The result is what you see today: homes here, schools there, shops and grocery stores a four-lane highway drive away, offices a tedious commute. Everything's a drive, to the dry-cleaner, the dentist, the drugstore.
And if you can't get a pizza delivered to your new home in Deer Dale or Fawn Forest, then you have to drive to get that, too -- or make it yourself.
If we made pizza the way we develop land, we would divide up the ingredients and serve them separately, and the flavors would never blend, John Norquist of the Congress for New Urbanism told about 230 people Wednesday at Columbus State University's Cunningham Center.
We should build cities like we make pizza, he said: Mix retail with residential, put schools, offices, shops and services all on the same slice. Cut it up with avenues aligned to a grid instead of dead-end streets winding from cul de sacs to collector roads, so people get around more easily.
Online at www.cnu.org, the Congress for New Urbanism promotes functional, mixed-use neighborhoods, where everything is a five-minute walk or a short drive away.
That's not the way a lot of folks live today. They commute to work, sometimes an hour or more, using multi-lane expressways on which a pedestrian looks suspicious.
That's the choice such development offers, Norquist said: "You can be a criminal suspect walking along the street, or you can be in a car."
This wasteland of asphalt and concrete dividing homes and businesses can be fixed, and the market is ready to fix it, he said. "That's the beauty of America: We make mistakes, but we fix them."
Mixed-use, in-town living is hot now, he said: "The market likes urban now. The young people like it." They don't want to spend a lot of money on gas.
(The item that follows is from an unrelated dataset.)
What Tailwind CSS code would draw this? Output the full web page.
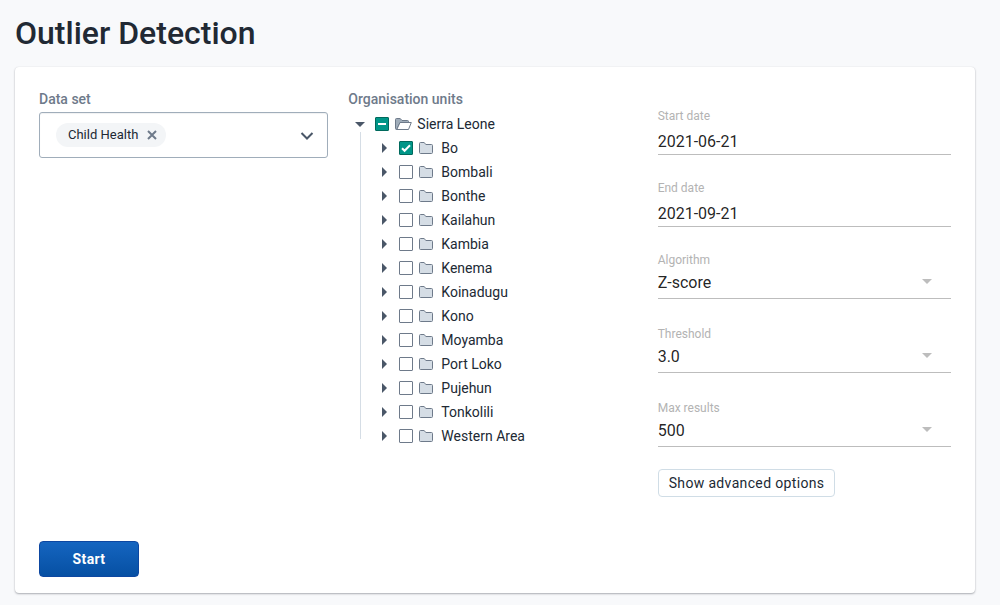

City planners say Columbus is adapting, allowing "Planned Unit Developments" like the Woodruff Co. is building at Veterans Parkway and Williams Road, with homes near offices and schools.
Downtown, there's the Central Riverfront District, with loft apartments over retailers and restaurants. And there's a mill overlay district to encourage the reuse of old textile mills for shops and apartments.
"And there's more that obviously can be done in certain situations and probably will be done as issues arise," said Will Johnson of the city's planning division.
The Coalition for Sound Growth and MidTown Inc., two nonprofits promoting in-town redevelopment, arranged Norquist's visit. Organizers were encouraged by the turnout of city leaders and developers.
Norquist was encouraged by the potential here: Off Macon Road east of the library are acres of land that could be redeveloped for mixed use on a street grid.
With all the growth Columbus now anticipates, it should not let such opportunities pass.